I’ve given talks at various Python, data science, and machine learning conferences over the years. Here are some recordings.
From scientific research to innovation – :probabl.¶
Open Science Days 2025
A talk about the journey from scientific research to innovation, featuring :probabl. (probabl.ai) - the company behind the sustainable development of scikit-learn and other open source machine learning tools. I discuss how open source scientific software can be transformed into sustainable products while maintaining the spirit of open science and community collaboration.
Writing a scikit-learn compatible estimator in the modern age¶
PyCon Italia 2025 · Bologna, Italy
A modern take on writing custom scikit-learn estimators and transformers. This talk covers the latest best practices for creating estimators that work seamlessly with scikit-learn pipelines, including the new estimator tags system, metadata routing API, and testing infrastructure. An updated guide for anyone wanting to extend scikit-learn with their own algorithms.
EU AI Act: Unveiling Lesser-Known Aspects and Implementation Entities¶
EuroPython 2024 · Prague, Czech Republic
The EU AI Act is now partly in effect, prohibiting certain AI systems. This talk explores the lesser-known aspects of the regulation and the various entities responsible for its implementation. I discuss what practitioners and developers need to know about compliance, the classification of AI systems by risk level, and the practical implications for those building and deploying machine learning systems in Europe.
Let’s exploit pickle, and skops to the rescue!¶
EuroSciPy 2023 · Basel, Switzerland · Conference page
Pickle files can be evil and simply loading them can run arbitrary code on your system. This talk presents why that is, how it can be exploited, and how skops is tackling the issue for scikit-learn/statistical ML models. I go through the process used by the pickle module to persist Python objects, demonstrating how __getstate__, __setstate__, and __reduce__ methods can be exploited to create malicious pickle files. Then I introduce the skops library’s alternative format for securely storing scikit-learn, xgboost, lightgbm, and catboost estimators.

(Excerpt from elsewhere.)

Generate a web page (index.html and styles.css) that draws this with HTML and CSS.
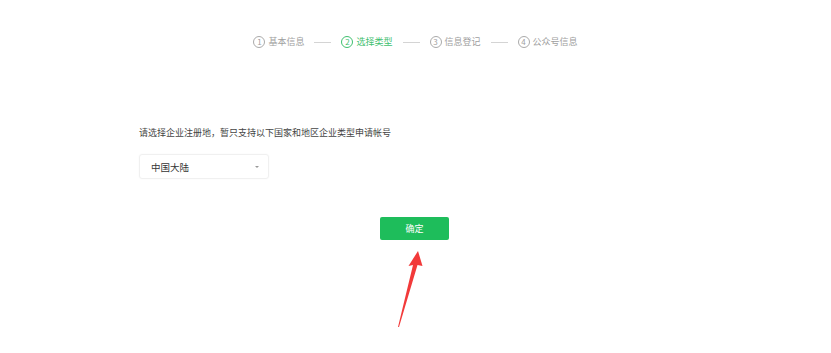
FILE: index.html
```html
<!DOCTYPE html>
<html lang="zh-CN">
<head>
    <meta charset="UTF-8">
    <title>选择类型</title>
    <link rel="stylesheet" href="styles.css">
</head>
<body>
    <div class="page">
        <ul class="steps">
            <li class="step"><span class="num">1</span>基本信息</li>
            <li class="sep"></li>
            <li class="step active"><span class="num">2</span>选择类型</li>
            <li class="sep"></li>
            <li class="step"><span class="num">3</span>信息登记</li>
            <li class="sep"></li>
            <li class="step"><span class="num">4</span>公众号信息</li>
        </ul>

        <div class="form">
            <p class="tip">请选择企业注册地，暂只支持以下国家和地区企业类型申请帐号</p>
            <div class="select">
                <span>中国大陆</span>
                <i class="caret"></i>
            </div>
        </div>

        <div class="actions">
            <button class="btn">确定</button>
        </div>

        <!-- red annotation arrow -->
        <svg class="arrow" width="40" height="90" viewBox="0 0 40 90">
            <path d="M27 11 L31.5 26 L26.5 25 L8 87 L7 87 L22 25 L17.5 26 Z" fill="#f23a3a"/>
        </svg>
    </div>
</body>
</html>
```

FILE: styles.css
```css
body {
    margin: 0;
    background: #fff;
    font-family: "Noto Sans CJK SC", "Noto Sans", sans-serif;
    color: #353535;
}

.page {
    position: relative;
    width: 831px;
    height: 353px;
}

/* step bar */
.steps {
    list-style: none;
    margin: 0;
    padding: 35px 0 0;
    display: flex;
    justify-content: center;
    align-items: center;
    gap: 10px;
    font-size: 9px;
    line-height: 14px;
    color: #a0a0a0;
}

.step {
    display: flex;
    align-items: center;
    gap: 3px;
}

.num {
    width: 10px;
    height: 10px;
    border: 1px solid #aaa;
    border-radius: 50%;
    font-size: 8px;
    line-height: 10px;
    text-align: center;
}

.step.active {
    color: #3fc06f;
}

.step.active .num {
    border-color: #3fc06f;
}

.sep {
    width: 17px;
    height: 1px;
    background: #d4d4d4;
}

/* form */
.form {
    padding: 77px 0 0 139px;
}

.tip {
    margin: 0;
    font-size: 9px;
    line-height: 14px;
    color: #444;
}

.select {
    margin-top: 14px;
    width: 130px;
    height: 25px;
    box-sizing: border-box;
    border: 1px solid #f0f0f0;
    border-radius: 3px;
    box-shadow: 0 0 2px rgba(0, 0, 0, 0.04);
    display: flex;
    align-items: center;
    justify-content: space-between;
    padding: 0 9px 0 11px;
    font-size: 9.5px;
    color: #353535;
}

.caret {
    width: 0;
    height: 0;
    border-left: 2px solid transparent;
    border-right: 2px solid transparent;
    border-top: 2.5px solid #999;
}

.actions {
    display: flex;
    justify-content: center;
    padding-top: 38px;
}

.btn {
    width: 69px;
    height: 23px;
    border: none;
    border-radius: 2px;
    background: #1ebd5b;
    color: #fff;
    font-family: inherit;
    font-size: 9px;
    padding: 0;
    margin-left: -2px;
}

.arrow {
    position: absolute;
    left: 391px;
    top: 240px;
}
```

Dynamically generated methods with a non-generic signature¶
EuroPython 2023 · Prague, Czech Republic · Conference page
A deep dive into Python metaprogramming using scikit-learn as a case study. This talk explores how to add methods to all subclasses of a base class where the generated method signatures depend on existing subclass methods. I cover inspecting method signatures with the inspect module, traversing the Method Resolution Order (MRO), using descriptors for method generation, applying PEP-362 to attach signature objects, dynamically creating docstrings, and leveraging PEP-487’s __init_subclass__ to attach methods to child classes.

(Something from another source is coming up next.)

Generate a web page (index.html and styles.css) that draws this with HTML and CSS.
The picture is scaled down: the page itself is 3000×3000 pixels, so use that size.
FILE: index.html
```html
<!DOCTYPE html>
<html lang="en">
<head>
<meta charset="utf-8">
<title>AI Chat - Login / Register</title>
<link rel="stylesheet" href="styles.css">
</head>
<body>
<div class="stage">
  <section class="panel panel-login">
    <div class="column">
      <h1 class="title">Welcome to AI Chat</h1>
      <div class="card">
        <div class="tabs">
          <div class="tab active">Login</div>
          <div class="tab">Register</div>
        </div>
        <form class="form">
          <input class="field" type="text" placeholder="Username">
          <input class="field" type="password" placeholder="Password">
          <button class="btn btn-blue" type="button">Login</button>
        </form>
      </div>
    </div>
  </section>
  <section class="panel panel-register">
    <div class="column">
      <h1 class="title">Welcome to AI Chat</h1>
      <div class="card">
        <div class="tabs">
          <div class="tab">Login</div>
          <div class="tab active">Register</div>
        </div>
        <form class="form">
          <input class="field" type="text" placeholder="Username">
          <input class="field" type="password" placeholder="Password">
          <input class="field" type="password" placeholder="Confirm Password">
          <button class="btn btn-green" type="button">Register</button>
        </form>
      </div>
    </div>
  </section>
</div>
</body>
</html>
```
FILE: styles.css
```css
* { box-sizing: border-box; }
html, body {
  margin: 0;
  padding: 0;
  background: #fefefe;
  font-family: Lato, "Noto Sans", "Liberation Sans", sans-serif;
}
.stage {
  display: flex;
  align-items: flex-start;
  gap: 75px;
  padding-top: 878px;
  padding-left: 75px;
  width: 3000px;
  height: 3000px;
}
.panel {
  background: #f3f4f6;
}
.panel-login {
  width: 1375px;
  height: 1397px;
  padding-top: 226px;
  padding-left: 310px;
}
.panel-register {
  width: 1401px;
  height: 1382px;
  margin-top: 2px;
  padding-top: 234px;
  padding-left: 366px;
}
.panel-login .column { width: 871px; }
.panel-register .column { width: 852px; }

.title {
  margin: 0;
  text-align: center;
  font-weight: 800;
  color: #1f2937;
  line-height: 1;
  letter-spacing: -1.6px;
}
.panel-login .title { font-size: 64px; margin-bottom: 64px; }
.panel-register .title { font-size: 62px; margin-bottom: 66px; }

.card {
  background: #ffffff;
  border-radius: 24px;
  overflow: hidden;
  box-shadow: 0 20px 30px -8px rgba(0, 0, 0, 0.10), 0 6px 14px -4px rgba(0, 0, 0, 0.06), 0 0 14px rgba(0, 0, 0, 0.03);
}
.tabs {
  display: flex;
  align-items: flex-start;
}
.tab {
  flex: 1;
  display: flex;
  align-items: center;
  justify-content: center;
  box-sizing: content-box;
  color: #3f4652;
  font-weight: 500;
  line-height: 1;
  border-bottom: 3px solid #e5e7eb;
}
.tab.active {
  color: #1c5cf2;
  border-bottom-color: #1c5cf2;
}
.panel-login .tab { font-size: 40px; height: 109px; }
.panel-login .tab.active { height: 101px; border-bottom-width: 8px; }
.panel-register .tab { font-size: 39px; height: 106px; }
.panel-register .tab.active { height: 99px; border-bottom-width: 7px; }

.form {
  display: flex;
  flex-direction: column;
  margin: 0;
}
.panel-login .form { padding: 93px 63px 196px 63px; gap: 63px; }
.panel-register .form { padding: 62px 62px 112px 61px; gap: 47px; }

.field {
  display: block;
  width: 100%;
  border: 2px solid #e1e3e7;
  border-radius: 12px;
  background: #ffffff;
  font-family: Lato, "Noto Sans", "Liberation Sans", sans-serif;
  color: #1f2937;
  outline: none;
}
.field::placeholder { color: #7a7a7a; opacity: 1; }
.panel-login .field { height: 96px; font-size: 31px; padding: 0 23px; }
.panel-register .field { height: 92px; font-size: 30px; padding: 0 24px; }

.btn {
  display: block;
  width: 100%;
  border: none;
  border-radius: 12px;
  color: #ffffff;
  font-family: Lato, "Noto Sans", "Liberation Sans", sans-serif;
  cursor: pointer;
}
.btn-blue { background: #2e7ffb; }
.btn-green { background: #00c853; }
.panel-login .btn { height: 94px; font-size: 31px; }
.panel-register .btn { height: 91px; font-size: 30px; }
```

Best practices to open source a product and creating a community around it¶
EuroPython 2022 · Dublin, Ireland · Conference page
In certain areas of the industry, open source has become mainstream. But making source code publicly available on platforms like GitHub is not enough. This talk explores critical factors for successful open source projects including licensing, governance structures, and common mistakes that discourage newcomers. I cover various governance models (do-ocracy, founder-led, electoral, corporate-backed, and foundation-backed approaches) and community pitfalls such as poor onboarding, unclear leadership, weak communication, and insufficient transparency.
scikit-learn and fairness, tools and challenges¶
NeurIPS 2020 · Virtual · SlidesLive
Presented with Nana Yamazaki at the NeurIPS Expo. We start with a common classification pipeline, then assess fairness/bias of the data/outputs using disparate impact ratio as an example metric, and finally mitigate unfair outputs while searching for hyperparameters that give the best accuracy while satisfying fairness constraints. This workflow exposes limitations of the scikit-learn API related to passing around feature names and sample metadata in a pipeline down to the scorers. We discuss workarounds and the ongoing work to address these issues.

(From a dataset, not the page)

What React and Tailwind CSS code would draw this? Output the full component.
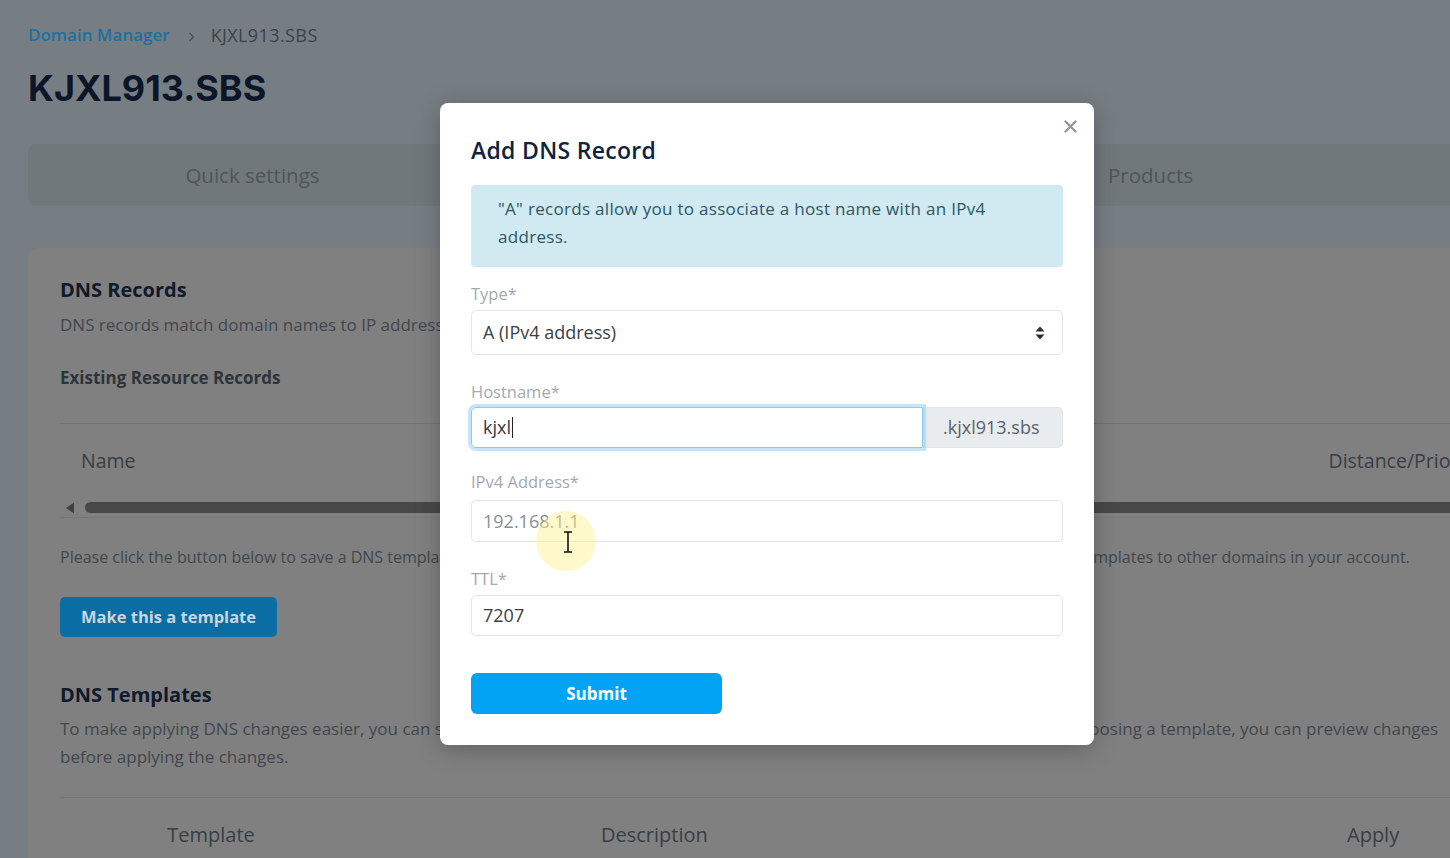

How to write a scikit-learn compatible estimator/transformer¶
FOSDEM 2020 · Brussels, Belgium · Conference page
A hands-on tutorial on writing custom estimators or transformers that work seamlessly in scikit-learn pipelines. The session covers tips and tricks, testing your estimator against scikit-learn’s common tests, and integration with pipelines and grid searches. This was my first time presenting to ~500 people in the Python room.
Current affairs, updates, and the roadmap of scikit-learn¶
PyConDE & PyData Berlin 2019 · Conference page
An update on recent scikit-learn changes, current affairs, and the project roadmap. I discuss the challenges of managing scikit-learn with significant community engagement but limited core developer capacity, covering recent events around the scikit-learn community and major ongoing initiatives. The talk also addresses the broader ecosystem including scikit-learn-contrib and scikit-learn-extra, which houses models and methods that don’t pass the inclusion criteria of scikit-learn.
The path between developing and serving machine learning models¶
PyData Berlin 2017 · Conference page
A tutorial on deploying machine learning models using PipelineIO and PMML (Predictive Model Markup Language). This talk explores the gap between developing models in Python and serving them in production environments, covering practical approaches to model serialization and deployment.